If we want to add some
__dataframe_interface__ (or similar) method, it should be further discussed what that would look like. There’s agreement here from a couple of people, but I’m not convinced myself that a dictionary is the best way for downstream applications to consume dataframe data. Constructing a dictionary column-by-column is going to be very expensive for many implementations so it likely won’t be adopted.
@tacaswell Why aren’t we discussing a
to_pyarrow for downstream consumption? This would be much better than a dictionary and it’s a standard format that many systems already are using/implementing. I don’t see why we need to discuss a completely new interchange when we have pyarrow which can interchange even between languages. Is there a reason we should not be considering Arrow? If types are the issue, there are ways to handle that.
@wesm Modin has this ABC notion in the dataframe query compiler interface.
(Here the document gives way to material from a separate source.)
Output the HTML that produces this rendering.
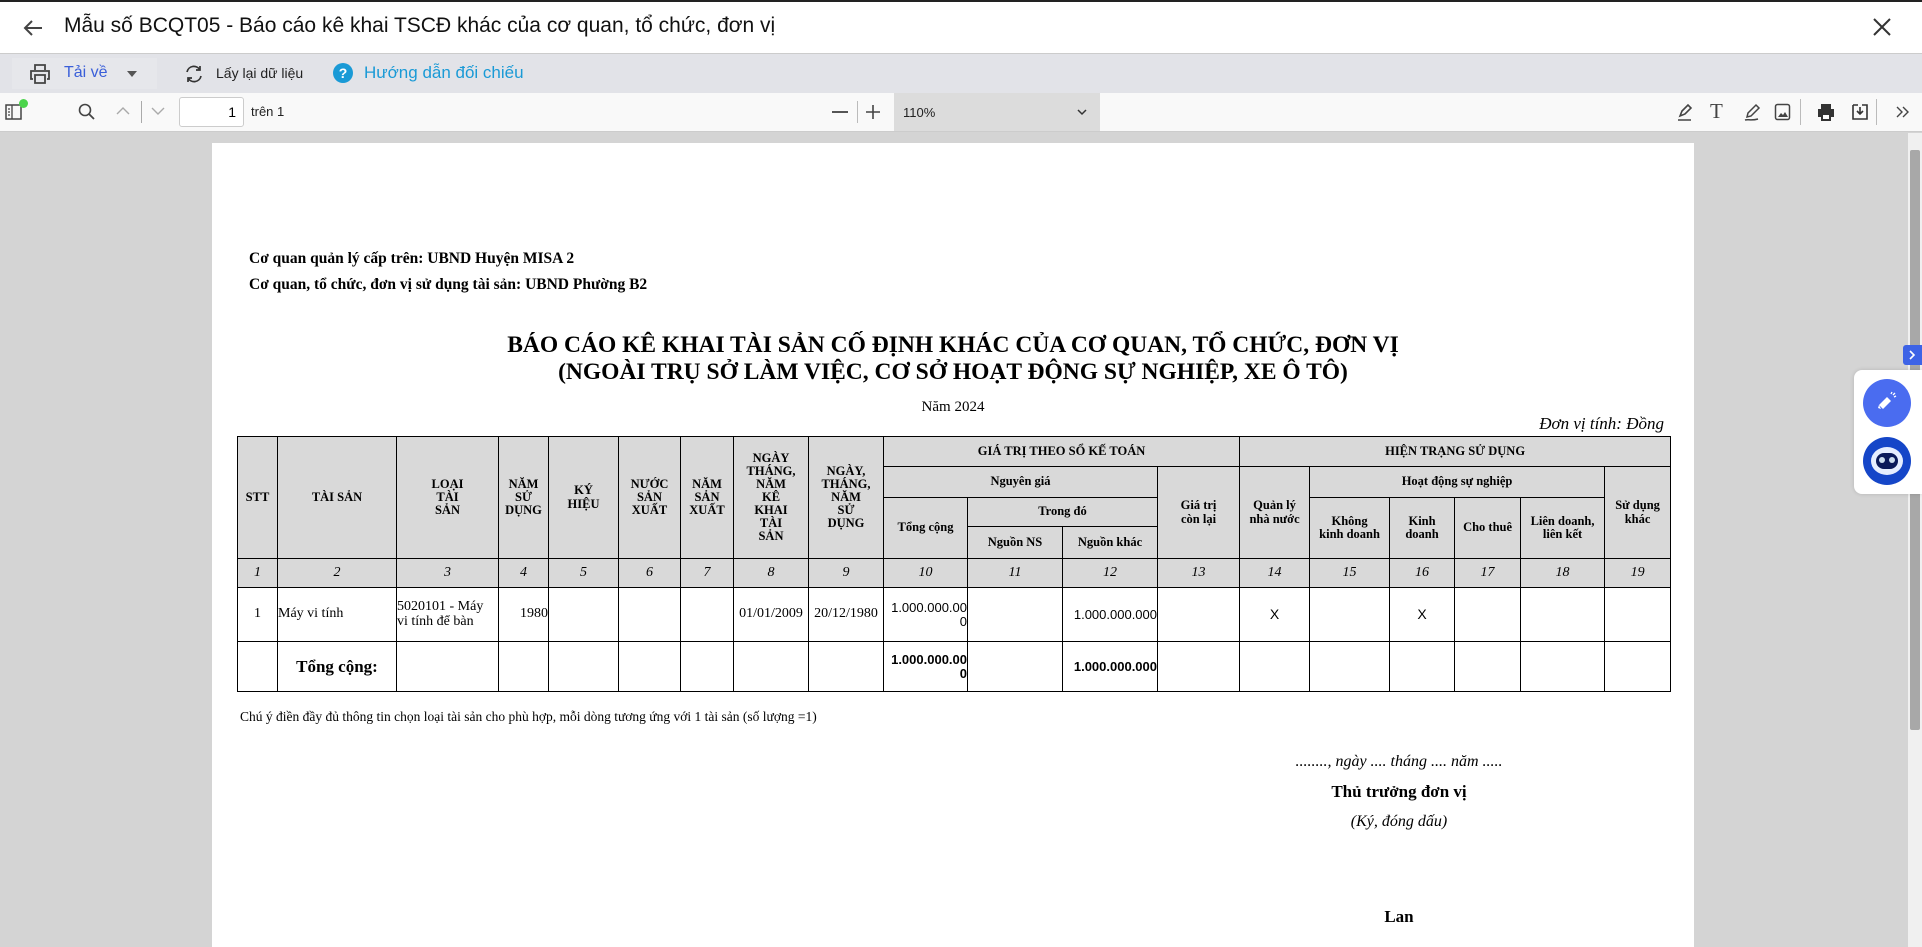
<!DOCTYPE html>
<html><head><meta charset="utf-8">
<style>
*{margin:0;padding:0;box-sizing:border-box}
body{width:1922px;height:947px;overflow:hidden;background:#d4d4d4;font-family:"Liberation Sans",sans-serif;position:relative}
.abs{position:absolute}
#top{left:0;top:0;width:1922px;height:54px;background:#fff;border-top:2px solid #222;border-bottom:1px solid #ccc}
#tb2{left:0;top:54px;width:1922px;height:39px;background:#e2e3e8}
#tb3{left:0;top:93px;width:1922px;height:39px;background:#f9f9f9;border-bottom:1px solid #ccc}
#page{left:212px;top:143px;width:1482px;height:804px;background:#fff}
.serif{font-family:"Liberation Serif",serif}
table{border-collapse:collapse;table-layout:fixed;font-family:"Liberation Serif",serif;position:absolute;left:237px;top:436px;width:1433px}
td{border:1px solid #000;text-align:center;vertical-align:middle;font-size:12.5px;line-height:1.05;overflow:hidden}
.h td{background:#d9d9d9;font-weight:bold}
.n td{background:#d9d9d9;font-style:italic;font-size:14px}
.sans{font-family:"Liberation Sans",sans-serif;font-size:13px}
</style></head><body>
<div id="top" class="abs">
 <svg class="abs" style="left:22px;top:16px" width="22" height="20" viewBox="0 0 22 20"><path d="M20 10H3M10 3L3 10l7 7" stroke="#444" stroke-width="2" fill="none"/></svg>
 <div class="abs" style="left:64px;top:12px;font-size:21px;color:#111">Mẫu số BCQT05 - Báo cáo kê khai TSCĐ khác của cơ quan, tổ chức, đơn vị</div>
 <svg class="abs" style="left:1872px;top:15px" width="20" height="20" viewBox="0 0 20 20"><path d="M2 2L18 18M18 2L2 18" stroke="#333" stroke-width="2"/></svg>
</div>
<div id="tb2" class="abs">
 <div class="abs" style="left:12px;top:4px;width:145px;height:31px;background:#e6e7eb"></div>
 <svg class="abs" style="left:28px;top:8px" width="24" height="24" viewBox="0 0 24 24"><path d="M7 8V3h10v5M5 17H3V9h18v8h-2M7 13h10v8H7z" stroke="#444" stroke-width="1.8" fill="none"/></svg>
 <div class="abs" style="left:64px;top:10px;font-size:16px;color:#3a5fd9">Tải về</div>
 <div class="abs" style="left:127px;top:17px;border:5px solid transparent;border-top:6px solid #555"></div>
 <svg class="abs" style="left:183px;top:9px" width="22" height="22" viewBox="0 0 22 22"><path d="M4 9a7 7 0 0 1 13-2M18 13a7 7 0 0 1-13 2M17 3v4h-4M5 19v-4h4" stroke="#333" stroke-width="1.7" fill="none"/></svg>
 <div class="abs" style="left:216px;top:11px;font-size:14px;color:#222">Lấy lại dữ liệu</div>
 <div class="abs" style="left:333px;top:9px;width:20px;height:20px;border-radius:50%;background:#1a9ad6;color:#fff;font-size:14px;font-weight:bold;text-align:center;line-height:20px">?</div>
 <div class="abs" style="left:364px;top:9px;font-size:17px;color:#1a9ad6">Hướng dẫn đối chiếu</div>
</div>
<div id="tb3" class="abs">
 <svg class="abs" style="left:5px;top:10px" width="18" height="18" viewBox="0 0 18 18"><rect x="1" y="2" width="15" height="14" stroke="#444" stroke-width="1.5" fill="none"/><path d="M7 2v14M3 6h2M3 9h2M3 12h2" stroke="#444" stroke-width="1.3"/></svg>
 <div class="abs" style="left:19px;top:6px;width:9px;height:9px;border-radius:50%;background:#4cd44c"></div>
 <svg class="abs" style="left:78px;top:10px" width="18" height="18" viewBox="0 0 18 18"><circle cx="7" cy="7" r="5.5" stroke="#444" stroke-width="1.6" fill="none"/><path d="M11 11l5 5" stroke="#444" stroke-width="1.8"/></svg>
 <svg class="abs" style="left:115px;top:12px" width="16" height="12"><path d="M2 9l6-6 6 6" stroke="#aaa" stroke-width="1.4" fill="none"/></svg>
 <div class="abs" style="left:141px;top:8px;width:1px;height:22px;background:#aaa"></div>
 <svg class="abs" style="left:150px;top:12px" width="16" height="12"><path d="M2 3l6 6 6-6" stroke="#aaa" stroke-width="1.4" fill="none"/></svg>
 <div class="abs" style="left:179px;top:4px;width:65px;height:30px;background:#fff;border:1px solid #ccc;border-radius:3px;font-size:14px;text-align:right;padding:6px 7px 0 0">1</div>
 <div class="abs" style="left:251px;top:11px;font-size:13px;color:#222">trên 1</div>
 <div class="abs" style="left:832px;top:18px;width:16px;height:1.5px;background:#555"></div>
 <div class="abs" style="left:857px;top:8px;width:1px;height:22px;background:#bbb"></div>
 <svg class="abs" style="left:865px;top:11px" width="16" height="16"><path d="M8 1v14M1 8h14" stroke="#444" stroke-width="1.6"/></svg>
 <div class="abs" style="left:894px;top:0;width:206px;height:38px;background:#dcdcdc"></div>
 <div class="abs" style="left:903px;top:12px;font-size:13px;color:#222">110%</div>
 <svg class="abs" style="left:1076px;top:14px" width="12" height="10"><path d="M2 3l4 4 4-4" stroke="#333" stroke-width="1.5" fill="none"/></svg>
 <svg class="abs" style="left:1675px;top:9px" width="20" height="20" viewBox="0 0 20 20"><path d="M5 14l2-5 6-6 3 3-6 6zM3 18h13" stroke="#444" stroke-width="1.6" fill="none"/></svg>
 <div class="abs" style="left:1710px;top:6px;font-size:21px;color:#444;font-family:'Liberation Serif',serif">T</div>
 <svg class="abs" style="left:1742px;top:9px" width="20" height="20" viewBox="0 0 20 20"><path d="M5 15l1-4 8-8 3 3-8 8zM3 18c3-1 6 1 13-1" stroke="#444" stroke-width="1.5" fill="none"/></svg>
 <svg class="abs" style="left:1774px;top:10px" width="18" height="18"><rect x="1.5" y="1.5" width="14" height="15" rx="2" stroke="#444" stroke-width="1.5" fill="none"/><path d="M4 14l3-4 2 2 2-3 3 5z" fill="#444"/></svg>
 <div class="abs" style="left:1800px;top:6px;width:1px;height:26px;background:#bbb"></div>
 <svg class="abs" style="left:1816px;top:9px" width="20" height="20" viewBox="0 0 20 20"><path d="M5 2h10v5H5zM2 7h16v8h-3v4H5v-4H2z" fill="#333"/><rect x="7" y="13" width="6" height="4" fill="#fff"/></svg>
 <svg class="abs" style="left:1850px;top:9px" width="20" height="20" viewBox="0 0 20 20"><path d="M3 3h5M12 3h5v14H3V3M10 5v7M7 9l3 3 3-3" stroke="#333" stroke-width="1.6" fill="none"/></svg>
 <div class="abs" style="left:1876px;top:6px;width:1px;height:26px;background:#bbb"></div>
 <svg class="abs" style="left:1895px;top:12px" width="16" height="14"><path d="M2 2l5 5-5 5M8 2l5 5-5 5" stroke="#444" stroke-width="1.4" fill="none"/></svg>
</div>
<div class="abs" style="left:1908px;top:133px;width:14px;height:814px;background:#f0f0f0"></div>
<div class="abs" style="left:1910px;top:150px;width:10px;height:580px;background:#a8a8a8;border-radius:2px"></div>

<div id="page" class="abs"></div>
<div class="abs serif" style="left:249px;top:246px;font-size:15.5px;font-weight:bold;line-height:26px">Cơ quan quản lý cấp trên: UBND Huyện MISA 2<br>Cơ quan, tổ chức, đơn vị sử dụng tài sản: UBND Phường B2</div>
<div class="abs serif" style="left:212px;width:1482px;top:332px;text-align:center;font-size:23.5px;font-weight:bold;line-height:27px">BÁO CÁO KÊ KHAI TÀI SẢN CỐ ĐỊNH KHÁC CỦA CƠ QUAN, TỔ CHỨC, ĐƠN VỊ<br>(NGOÀI TRỤ SỞ LÀM VIỆC, CƠ SỞ HOẠT ĐỘNG SỰ NGHIỆP, XE Ô TÔ)</div>
<div class="abs serif" style="left:212px;width:1482px;top:399px;text-align:center;font-size:15px">Năm 2024</div>
<div class="abs serif" style="left:1400px;top:414px;text-align:right;font-size:17px;font-style:italic;width:264px">Đơn vị tính: Đồng</div>

<table>
<colgroup><col style="width:40px"><col style="width:119px"><col style="width:102px"><col style="width:50px"><col style="width:70px"><col style="width:62px"><col style="width:53px"><col style="width:75px"><col style="width:75px"><col style="width:84px"><col style="width:95px"><col style="width:95px"><col style="width:82px"><col style="width:70px"><col style="width:80px"><col style="width:65px"><col style="width:66px"><col style="width:84px"><col style="width:66px"></colgroup>
<tr class="h" style="height:30px"><td rowspan="4">STT</td><td rowspan="4">TÀI SẢN</td><td rowspan="4">LOẠI<br>TÀI<br>SẢN</td><td rowspan="4">NĂM<br>SỬ<br>DỤNG</td><td rowspan="4">KÝ<br>HIỆU</td><td rowspan="4">NƯỚC<br>SẢN<br>XUẤT</td><td rowspan="4">NĂM<br>SẢN<br>XUẤT</td><td rowspan="4">NGÀY<br>THÁNG,<br>NĂM<br>KÊ<br>KHAI<br>TÀI<br>SẢN</td><td rowspan="4">NGÀY,<br>THÁNG,<br>NĂM<br>SỬ<br>DỤNG</td><td colspan="4">GIÁ TRỊ THEO SỔ KẾ TOÁN</td><td colspan="6">HIỆN TRẠNG SỬ DỤNG</td></tr>
<tr class="h" style="height:31px"><td colspan="3">Nguyên giá</td><td rowspan="3">Giá trị<br>còn lại</td><td rowspan="3">Quản lý<br>nhà nước</td><td colspan="4">Hoạt động sự nghiệp</td><td rowspan="3">Sử dụng<br>khác</td></tr>
<tr class="h" style="height:29px"><td rowspan="2">Tổng cộng</td><td colspan="2">Trong đó</td><td rowspan="2">Không<br>kinh doanh</td><td rowspan="2">Kinh<br>doanh</td><td rowspan="2">Cho thuê</td><td rowspan="2">Liên doanh,<br>liên kết</td></tr>
<tr class="h" style="height:32px"><td>Nguồn NS</td><td>Nguồn khác</td></tr>
<tr class="n" style="height:29px"><td>1</td><td>2</td><td>3</td><td>4</td><td>5</td><td>6</td><td>7</td><td>8</td><td>9</td><td>10</td><td>11</td><td>12</td><td>13</td><td>14</td><td>15</td><td>16</td><td>17</td><td>18</td><td>19</td></tr>
<tr style="height:54px"><td style="font-size:14px">1</td><td style="text-align:left;font-size:14px">Máy vi tính</td><td style="text-align:left;font-size:14px">5020101 - Máy<br>vi tính để bàn</td><td style="text-align:right;font-size:14px">1980</td><td></td><td></td><td></td><td style="font-size:14px">01/01/2009</td><td style="font-size:14px">20/12/1980</td><td class="sans" style="text-align:right">1.000.000.00<br>0</td><td></td><td class="sans" style="text-align:right">1.000.000.000</td><td></td><td class="sans" style="font-size:14px">X</td><td></td><td class="sans" style="font-size:14px">X</td><td></td><td></td><td></td></tr>
<tr style="height:50px;border-top:1.5px solid #222"><td></td><td style="font-weight:bold;font-size:17px">Tổng cộng:</td><td></td><td></td><td></td><td></td><td></td><td></td><td></td><td class="sans" style="text-align:right;font-weight:bold">1.000.000.00<br>0</td><td></td><td class="sans" style="text-align:right;font-weight:bold">1.000.000.000</td><td></td><td></td><td></td><td></td><td></td><td></td><td></td></tr>
</table>

<div class="abs serif" style="left:240px;top:709px;font-size:13.5px">Chú ý điền đầy đủ thông tin chọn loại tài sản cho phù hợp, mỗi dòng tương ứng với 1 tài sản (số lượng =1)</div>
<div class="abs serif" style="left:1199px;width:400px;top:753px;text-align:center;font-size:16px;font-style:italic">........, ngày .... tháng .... năm .....</div>
<div class="abs serif" style="left:1199px;width:400px;top:782px;text-align:center;font-size:17px;font-weight:bold">Thủ trưởng đơn vị</div>
<div class="abs serif" style="left:1199px;width:400px;top:813px;text-align:center;font-size:16px;font-style:italic">(Ký, đóng dấu)</div>
<div class="abs serif" style="left:1199px;width:400px;top:907px;text-align:center;font-size:17px;font-weight:bold">Lan</div>

<div class="abs" style="left:1903px;top:345px;width:19px;height:20px;background:#3d63e6;border-radius:3px 0 0 3px"></div>
<svg class="abs" style="left:1906px;top:349px" width="12" height="12"><path d="M4 2l4 4-4 4" stroke="#fff" stroke-width="1.6" fill="none"/></svg>
<div class="abs" style="left:1854px;top:370px;width:68px;height:124px;background:#fff;border-radius:8px 0 0 8px;box-shadow:0 0 4px rgba(0,0,0,.15)"></div>
<div class="abs" style="left:1863px;top:379px;width:48px;height:48px;border-radius:50%;background:#4a6cf0"></div>
<svg class="abs" style="left:1875px;top:391px" width="24" height="24" viewBox="0 0 24 24"><path d="M4 14l8-8 4 4-8 8zM4 14l-1 3 3 1" fill="#fff"/><path d="M16 3l1-2M19 6l2-1M18 4l2-2" stroke="#fff" stroke-width="1.3"/></svg>
<div class="abs" style="left:1863px;top:437px;width:48px;height:48px;border-radius:50%;background:#1546c8"></div>
<div class="abs" style="left:1871px;top:447px;width:32px;height:28px;border-radius:50%;background:#e6eeff"></div>
<div class="abs" style="left:1876px;top:453px;width:22px;height:16px;border-radius:8px;background:#0b1a5a"></div>
<div class="abs" style="left:1879px;top:457px;width:6px;height:6px;border-radius:50%;background:#cde"></div>
<div class="abs" style="left:1889px;top:457px;width:6px;height:6px;border-radius:50%;background:#cde"></div>
</body></html>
It does need some work and better documentation, but I think it is worth having a solid place to start that is grounded in theory. This interface is currently being implemented by multiple groups in academia, larger companies, and startups, so if adoption is a major concern there’s already headway here. I don’t think many people here are familiar with Modin’s architecture, so I will outline the interface here.
The QueryCompiler interface is designed to be a smaller API than pandas while still capturing all its unique behaviors, such that all operators only have one way of being written. We place importance on the data model discussed in this other discussion. The interface provides a uniform way for the dataframe to be consumed, whether by an API layer or by some other application.
I think it is better to let implementations decide which parts they will implement or how they will implement them (similar to some historical SQL systems) to keep things generic. If a downstream application calls
df.index it is up to the implementation how that is handled (throwing error, getting column(s), etc.).
This spec can be moved into a separate project, it is rather easy to do since it’s just an interface anyway. This interface does solve the “common data structure” problem.